The Hidden Cause: Pitch, Polarity, and Your Crimp Tool
Why does this happen? Three reasons, and they all start with assumptions.
1. The Pitch Trap
Most people assume 'two-pin' is 'two-pin.' It isn't. A standard Molex KK series uses a 2.54mm pitch. A Micro-Fit 3.0 uses... 3.0mm. A PicoBlade uses 1.25mm. Order a 1.25mm terminal for a 2.54mm housing, and you've just bought 10,000 paperweights.
2. The Polarity Myth
Molex connectors are keyed. They're designed to only fit one way. But not all 'compatible' parts respect the keying. I once ordered a two-pin header that looked identical—until we realized the polarization ribs were mirrored. The techs had to manually file them down. That 'free setup' offer actually cost us $450 more in hidden labor.
3. The Tooling Assumption
Here's the one that gets most cost controllers. You buy the connector. You buy the terminal. But your $80 generic crimper from Amazon? It's not setting the terminal wings correctly. The insulation crimp is too loose. The conductor crimp is too tight.
The question isn't if you need a proper crimp tool. It's how much a bad crimp is going to cost you.
Skipped the calibrated crimper because 'we've been doing this for years.' That was the one time it mattered. We shipped 500 units. 47 came back with intermittent power failures. The cost of the field service call alone was more than the price of a proper Molex crimp tool.
The Cost of 'Good Enough'
Let's put real numbers on this. I tracked every single connector-related issue in our procurement system for 18 months.
- Cost of 'compatible' connector failure: Average $1,200 per incident in rework, shipping, and technician time.
- Cost of wrong pitch order: $0 in part value (we returned them), but $600 in lost production time while we sourced the right ones.
- Cost of bad crimp on a voltage tester lead: The tester gave intermittent false readings. We scrapped a $4,000 batch of assembled units before we found the crimp issue.
I saved $80 by skipping expedited shipping on a rush order of genuine Molex parts. Ended up spending $400 on a re-order when the standard delivery missed our deadline. Penny wise, pound foolish.
The real cost? Trust. When your voltage tester fails because of a connector, the engineer doesn't blame the connector. They blame the procurement team. And that trust is hard to rebuild.
The Fix: It's Simpler Than You Think
After tracking 18 orders over 6 years and getting burned twice, I built a simple three-step checklist. It's saved us an estimated $8,000 in potential rework.
- Verify the series.

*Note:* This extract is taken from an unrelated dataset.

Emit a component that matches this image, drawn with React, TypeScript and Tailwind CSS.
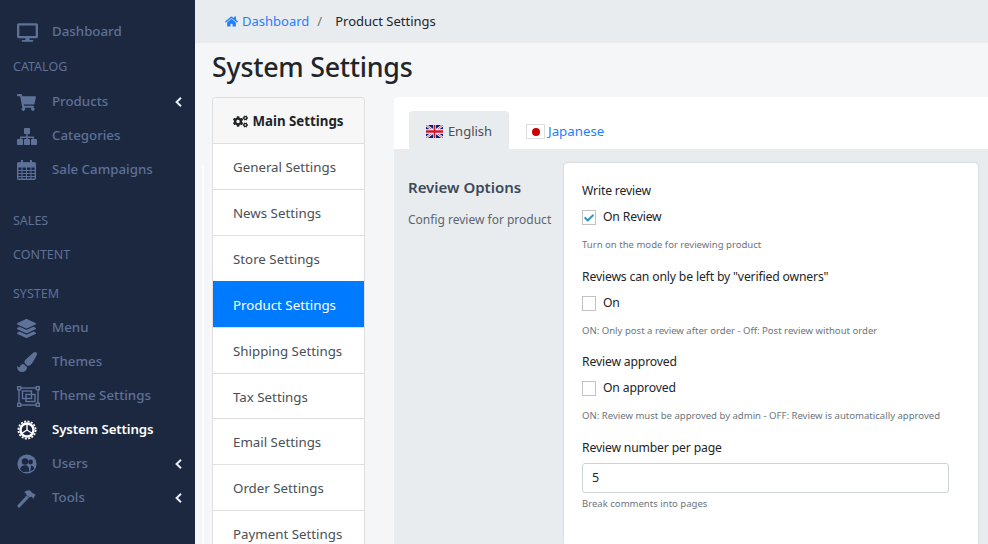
import { FaHome, FaShoppingCart, FaLayerGroup, FaPaintBrush, FaCogs, FaCheck, FaDesktop } from 'react-icons/fa';
import type { ReactNode } from 'react';

function GearIcon() {
  return (
    <svg viewBox="0 0 20 20" className="w-[20px] h-[20px]" fill="none" stroke="currentColor">
      <circle cx="10" cy="10" r="6.5" strokeWidth="2.4" />
      <circle cx="10" cy="10" r="8.6" strokeWidth="1.8" strokeDasharray="2 1.4" />
      <path d="M10 10 L10 3.5 M10 10 L4.5 13.5 M10 10 L15.5 13.5" strokeWidth="1.4" />
    </svg>
  );
}

function ThemeSettingsIcon() {
  return (
    <svg viewBox="0 0 23 21" className="w-[23px] h-[21px]" fill="none" stroke="currentColor" strokeWidth="1.4">
      <rect x="2" y="2" width="19" height="17" />
      <rect x="0.7" y="0.7" width="3" height="3" fill="#1c2840" />
      <rect x="19.3" y="0.7" width="3" height="3" fill="#1c2840" />
      <rect x="0.7" y="17.3" width="3" height="3" fill="#1c2840" />
      <rect x="19.3" y="17.3" width="3" height="3" fill="#1c2840" />
      <rect x="5.5" y="5" width="9" height="7.5" />
      <rect x="9" y="8.5" width="9" height="7" />
    </svg>
  );
}

function UsersIcon() {
  return (
    <svg viewBox="0 0 20 20" className="w-[20px] h-[20px]">
      <circle cx="10" cy="10" r="9.6" fill="currentColor" />
      <circle cx="8" cy="7.5" r="3.2" fill="#1c2840" />
      <path d="M3 15.5 C3.5 12.5 5.5 11.3 8 11.3 C10.5 11.3 12 12.5 12.4 17.8 L6 18 Z" fill="#1c2840" />
      <circle cx="13.6" cy="8" r="2.4" fill="#1c2840" />
      <path d="M13.4 17.4 L14 11.5 C16 11.5 17 13 17.2 15 Z" fill="#1c2840" />
    </svg>
  );
}

function SitemapIcon() {
  return (
    <svg viewBox="0 0 20 17" className="w-[20px] h-[17px]" fill="currentColor">
      <rect x="7" y="0" width="6" height="6" rx="0.8" />
      <path d="M9.3 6h1.4v2.6h6.2V11h-1.4V10H10.7v1H9.3v-1H4.5v1H3.1V8.6h6.2z" />
      <rect x="0" y="11" width="6" height="6" rx="0.8" />
      <rect x="7" y="11" width="6" height="6" rx="0.8" />
      <rect x="14" y="11" width="6" height="6" rx="0.8" />
    </svg>
  );
}

function CalendarIcon() {
  return (
    <svg viewBox="0 0 19 20" className="w-[19px] h-[20px]" fill="none" stroke="currentColor">
      <rect x="0.7" y="3" width="17.6" height="16.3" rx="1" strokeWidth="1.4" />
      <path d="M0.7 3h17.6v4H0.7z" fill="currentColor" strokeWidth="1" />
      <path d="M1 10.5h17M1 13.5h17M1 16.5h17M5 7v12M9.5 7v12M14 7v12" strokeWidth="1" />
      <path d="M5 0.5v4M14 0.5v4" strokeWidth="2" strokeLinecap="round" />
    </svg>
  );
}

function HammerIcon() {
  return (
    <svg viewBox="0 0 19 19" className="w-[19px] h-[19px]" fill="currentColor">
      <path d="M0.6 16.2 L9.6 6.6 L12 8.8 L2.6 18.4 Q1.8 19 1 18.2 Q0.2 17 0.6 16.2Z" />
      <path d="M7.2 3.6 Q10 0.4 13 1.6 L15.4 4 L18.6 5.4 L16.2 9.8 L14.4 7.6 L12.4 8.6 L9 5.6 Q9.6 4 7.2 3.6Z" />
    </svg>
  );
}

function Caret() {
  return (
    <svg viewBox="0 0 7 10" className="absolute right-[13px] top-[13px] h-[10px] w-[7px]" fill="none" stroke="#e8ecf3" strokeWidth="2">
      <path d="M6 0.8 L1.6 5 L6 9.2" />
    </svg>
  );
}

function NavItem({ icon, label, active, caret }: { icon: ReactNode; label: string; active?: boolean; caret?: boolean }) {
  return (
    <div className={`relative flex items-center h-[34px] pt-[2px] pl-[17px] ${active ? 'text-white font-semibold text-[13.3px] tracking-[-0.15px]' : 'text-[#5e7198] font-medium text-[13.3px]'}`}>
      <span className="w-[35px] flex items-center">{icon}</span>
      <span>{label}</span>
      {caret && <Caret />}
    </div>
  );
}

function SectionTitle({ label, className }: { label: string; className: string }) {
  return <div className={`pl-[13px] text-[12.5px] leading-[17px] text-[#5e7198] ${className}`}>{label}</div>;
}

const settingsMenu = ['General Settings', 'News Settings', 'Store Settings', 'Product Settings', 'Shipping Settings', 'Tax Settings', 'Email Settings', 'Order Settings', 'Payment Settings'];

function Sidebar() {
  return (
    <aside className="w-[195px] shrink-0 bg-[#1c2840] pt-[14px]">
      <NavItem icon={<FaDesktop className="text-[21px]" />} label="Dashboard" />
      <SectionTitle label="CATALOG" className="mt-[10px] mb-[9px]" />
      <NavItem icon={<FaShoppingCart className="text-[19px]" />} label="Products" caret />
      <NavItem icon={<SitemapIcon />} label="Categories" />
      <NavItem icon={<CalendarIcon />} label="Sale Campaigns" />
      <SectionTitle label="SALES" className="mt-[26px]" />
      <SectionTitle label="CONTENT" className="mt-[17px]" />
      <SectionTitle label="SYSTEM" className="mt-[22px] mb-[8px]" />
      <NavItem icon={<FaLayerGroup className="text-[19px]" />} label="Menu" />
      <NavItem icon={<FaPaintBrush className="text-[20px]" />} label="Themes" />
      <NavItem icon={<ThemeSettingsIcon />} label="Theme Settings" />
      <NavItem icon={<GearIcon />} label="System Settings" active />
      <NavItem icon={<UsersIcon />} label="Users" caret />
      <NavItem icon={<HammerIcon />} label="Tools" caret />
    </aside>
  );
}

function SettingsMenu() {
  return (
    <div className="w-[153px] shrink-0 rounded-t-[4px] border border-[#dfdfdf] border-b-0 bg-white text-[13.3px]">
      <div className="flex h-[45.4px] items-center justify-center gap-[4px] rounded-t-[4px] bg-[#f7f7f7] pt-[2px] font-bold text-[#212529]">
        <FaCogs className="text-[15px]" />
        Main Settings
      </div>
      {settingsMenu.map((item) => (
        <div
          key={item}
          className={`flex h-[45.85px] items-center border-t pt-[3px] pl-[20px] ${item === 'Product Settings' ? 'border-[#007bff] bg-[#007bff] text-white' : 'border-[#dfdfdf] text-[#495057]'}`}
        >
          {item}
        </div>
      ))}
    </div>
  );
}

function Option({ title, option, hint, checked }: { title: string; option: string; hint: string; checked?: boolean }) {
  return (
    <div className="mb-[13.5px]">
      <div className="h-[21px] text-[12.2px] leading-[21px] tracking-[-0.16px] text-[#212529]">{title}</div>
      <div className="mt-[9px] flex h-[15px] items-center gap-[7px] text-[12.2px] tracking-[-0.16px] text-[#212529]">
        <span className="flex h-[15px] w-[14px] items-center justify-center border border-[#c2c2c2] bg-white">
          {checked && <FaCheck className="text-[10px] text-[#2f8fc9]" />}
        </span>
        {option}
      </div>
      <div className="mt-[13px] h-[14px] text-[9.55px] leading-[14px] text-[#6c757d]">{hint}</div>
    </div>
  );
}

export default function App() {
  return (
    <div className="relative flex h-[544px] w-[988px] overflow-hidden bg-[#f5f6f8] font-['Noto_Sans',sans-serif]">
      <Sidebar />
      <main className="min-w-0 flex-1">
        <div className="flex h-[43px] items-center bg-[#e9ecef] pl-[30px] text-[13px] text-[#212529]">
          <FaHome className="mr-[4px] text-[13px] text-[#1f7fff]" />
          <span className="text-[#1f7fff]">Dashboard</span>
          <span className="mx-[8px] text-[#6c757d]">/</span>
          <span className="ml-[5px]">Product Settings</span>
        </div>
        <h1 className="mt-[6px] ml-[17px] h-[36px] text-[26.8px] leading-[36px] font-medium tracking-[-0.25px] text-[#212529]">System Settings</h1>
        <div className="mt-[12px] flex items-start gap-[29px] pl-[17px]">
          <SettingsMenu />
          <div className="flex-1 rounded-tl-[4px] bg-white">
            <div className="flex h-[52px] items-end pl-[15px] text-[13px]">
              <div className="flex h-[38px] w-[100px] items-center justify-center gap-[5px] rounded-t-[4px] bg-[#e9ecef] pt-[3px] text-[#495057]">
                <svg viewBox="0 0 60 30" preserveAspectRatio="none" className="h-[13px] w-[17px]">
                  <rect width="60" height="30" fill="#00247d" />
                  <path d="M0 0L60 30M60 0L0 30" stroke="#fff" strokeWidth="6" />
                  <path d="M0 0L60 30M60 0L0 30" stroke="#cf142b" strokeWidth="2" />
                  <path d="M30 0V30M0 15H60" stroke="#fff" strokeWidth="10" />
                  <path d="M30 0V30M0 15H60" stroke="#cf142b" strokeWidth="6" />
                </svg>
                English
              </div>
              <div className="ml-[17px] flex h-[38px] items-center gap-[3px] pt-[3px] text-[13.3px] text-[#1f7fff]">
                <span className="flex h-[15px] w-[19px] items-center justify-center border border-[#dddddd] bg-white">
                  <span className="h-[8px] w-[8px] rounded-full bg-[#cc0000]" />
                </span>
                Japanese
              </div>
            </div>
            <div className="flex h-[395px] bg-[#e9ecef] pt-[14px] pl-[14px]">
              <div className="w-[156px] shrink-0 pt-[14px]">
                <div className="text-[15px] leading-[21px] font-semibold text-[#3b4a5a]">Review Options</div>
                <div className="mt-[13px] text-[12px] leading-[18px] text-[#5a6672]">Config review for product</div>
              </div>
              <div className="h-[383px] w-[414px] rounded-[4px] bg-white px-[18px] pt-[17px] shadow-[0_0_2px_rgba(0,0,0,0.2)]">
                <Option title="Write review" option="On Review" hint="Turn on the mode for reviewing product" checked />
                <Option title={'Reviews can only be left by "verified owners"'} option="On" hint="ON: Only post a review after order - Off: Post review without order" />
                <Option title="Review approved" option="On approved" hint="ON: Review must be approved by admin - OFF: Review is automatically approved" />
                <div className="h-[21px] text-[12.2px] leading-[21px] tracking-[-0.16px] text-[#212529]">Review number per page</div>
                <input
                  readOnly
                  value="5"
                  className="mt-[5px] block h-[30px] w-[367px] rounded-[3px] border border-[#ced4da] px-[9px] text-[12.5px] text-[#212529]"
                />
                <div className="mt-[4px] text-[9.55px] leading-[14px] text-[#6c757d]">Break comments into pages</div>
              </div>
            </div>
          </div>
        </div>
      </main>
      <div className="absolute top-[165px] bottom-0 left-[202px] w-[2px] bg-white/70" />
    </div>
  );
}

Don't just look at the number of pins. Look at the datasheet. Is it a Mini-Fit Jr. (5566)? A KK (22-01)? A PicoBlade (51021)? The series number is your truth. Write it down.
- Buy the tool. A good crimp tool isn't an expense; it's an insurance policy. The Molex 63811-1000 or a decent equivalent (like the Engineer PA-09) costs less than one rework incident. You don't need the $2,000 automatic press for low volume. But you need more than 'I used a pair of pliers.'
- Test one, test all. Before you commit to 10,000 units, crimp one terminal, insert it into the housing, and do a pull test. It should resist 5-10 lbs (22-44 Newtons) of force depending on the wire gauge and terminal type. If it slides out with a light tug, the crimp is wrong. Fix it now, not later.
Is the premium genuine Molex part worth it? Sometimes. Depends on context. For a prototype or a low-vibration environment? A quality 'compatible' part from a known manufacturer like JST or Hirose is fine. For a production voltage tester that needs to be reliable for three years? Buy the genuine part. It's a no-brainer.
Bottom line: I’ve only worked with domestic vendors for these components. I can't speak to how these principles apply to sourcing from Alibaba or international distributors where counterfeit rates are higher. But the principle is universal: verify before you buy.
Five minutes of verification beats five days of correction. Simple.